Tutz, Gerhard (2001): Generalized semiparametrically structured mixed models. Sonderforschungsbereich 386, Discussion Paper 251




Generalized linear mixed models are a common tool in statistics which extends generalized linear models to situations where data are hierarchically clustered or correlated. In this article the simple but often inadequate restriction to a linear form of the predictor variables is dropped. A class of semiparametrically structured models is proposed in which the predictor decomposes into components that may be given by a parametric term, an additive form of unspecified smooth functions of covariates, varying-coefficient terms or terms which vary smoothly (or not) across the repetitions in a repeated measurement design. The class of models is explicitly designed as an extension of multivariate generalized mixed linear models such that ordinal responses may be treated within this framework. The modelling of smooth effects is based on basis functions like e.g. B-splines or radial basis functions.
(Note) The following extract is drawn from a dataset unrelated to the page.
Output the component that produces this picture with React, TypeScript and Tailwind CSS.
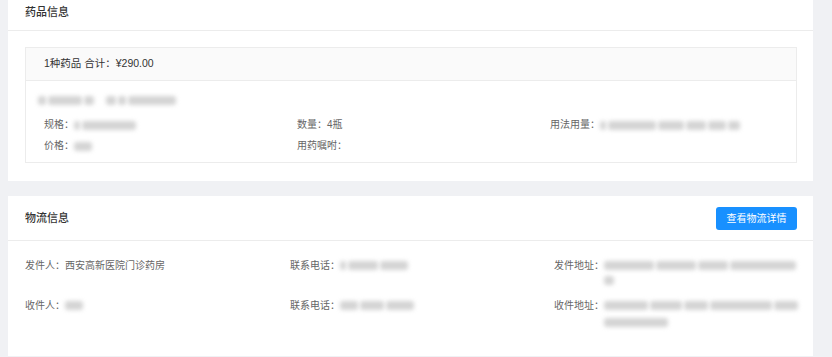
import React from 'react';

// redacted value placeholder: a soft grey smudge
const Blur = ({ parts, className = '' }: { parts: number[]; className?: string }) => (
  <span className={`inline-flex items-center gap-[2px] align-middle ${className}`}>
    {parts.map((w, i) => (
      <span key={i} className="inline-block h-[9px] rounded-[3px] bg-[#d4d4d4] blur-[2px]" style={{ width: w }} />
    ))}
  </span>
);

const Field = ({ label, children }: { label: string; children?: React.ReactNode }) => (
  <div className="flex items-center text-[10px] leading-[16px] text-[#666]">
    <span className="shrink-0">{label}：</span>
    {children}
  </div>
);

const App = () => {
  return (
    <div
      className="w-[832px] h-[357px] overflow-hidden bg-[#f0f1f4] pl-[8px] pr-[19px] pb-[1px] flex flex-col"
      style={{ fontFamily: '"Liberation Sans", "Noto Sans CJK SC", sans-serif' }}
    >
      {/* 药品信息 */}
      <section className="bg-white">
        <div className="h-[31px] flex items-start pt-[5px] pl-[17px] border-b border-[#ececec]">
          <h3 className="text-[11px] leading-[14px] font-medium text-[#333]">药品信息</h3>
        </div>
        <div className="pt-[16px] pb-[18px] pl-[17px] pr-[16px]">
          <div className="border border-[#ececec]">
            <div className="h-[33px] flex items-center px-[18px] bg-[#fafafa] border-b border-[#ececec] text-[10.5px] text-[#333]">
              1种药品 合计：¥290.00
            </div>
            <div className="pt-[10px] pb-[8px] px-[12px]">
              <div className="h-[18px] flex items-center gap-[12px] mb-[8px]">
                <Blur parts={[8, 34, 10]} />
                <Blur parts={[10, 8, 48]} />
              </div>
              <div className="grid grid-cols-[253px_253px_1fr] gap-y-[5px] pl-[6px]">
                <Field label="规格">
                  <Blur parts={[6, 54]} />
                </Field>
                <Field label="数量">4瓶</Field>
                <Field label="用法用量">
                  <Blur parts={[6, 48, 26, 20, 18, 12]} />
                </Field>
                <Field label="价格">
                  <Blur parts={[18]} />
                </Field>
                <Field label="用药嘱咐" />
                <div />
              </div>
            </div>
          </div>
        </div>
      </section>

      {/* 物流信息 */}
      <section className="bg-white mt-[15px] flex-1">
        <div className="h-[45px] flex items-center justify-between pl-[17px] pr-[16px] border-b border-[#ececec]">
          <h3 className="text-[11px] font-medium text-[#333]">物流信息</h3>
          <button className="h-[23px] w-[81px] rounded-[3px] bg-[#1890ff] text-white text-[10px]">
            查看物流详情
          </button>
        </div>
        <div className="pt-[17px] pl-[17px] pr-[18px] grid grid-cols-[265px_264px_1fr] gap-y-[13px] text-[10px] leading-[15px] text-[#666]">
          <div className="flex items-start">
            <span>发件人：</span>
            <span>西安高新医院门诊药房</span>
          </div>
          <div className="flex items-start">
            <span>联系电话：</span>
            <Blur parts={[6, 30, 28]} className="mt-[3px]" />
          </div>
          <div className="flex items-start">
            <span className="shrink-0">发件地址：</span>
            <span className="flex flex-col gap-[6px] pt-[3px]">
              <Blur parts={[50, 40, 30, 66]} />
              <Blur parts={[10]} />
            </span>
          </div>
          <div className="flex items-start">
            <span>收件人：</span>
            <Blur parts={[18]} className="mt-[3px]" />
          </div>
          <div className="flex items-start">
            <span>联系电话：</span>
            <Blur parts={[18, 24, 28]} className="mt-[3px]" />
          </div>
          <div className="flex items-start">
            <span className="shrink-0">收件地址：</span>
            <span className="flex flex-col gap-[8px] pt-[3px]">
              <Blur parts={[44, 32, 24, 62, 24]} />
              <Blur parts={[64]} />
            </span>
          </div>
        </div>
      </section>
    </div>
  );
};

export default App;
For the estimation of parameters a penalized marginal likelihood approach is proposed which may be based on integration techniques like Gauss-Hermite quadrature but may as well be used within the more recently developed nonparametric maximum likelihood approaches. For the maximization of the penalized marginal likelihood the EM-algorithm is adapted. Moreover, an adequate form of cross-validation is developed and shown to work satisfactorily. Various examples demonstrate the flexibility of the class of models.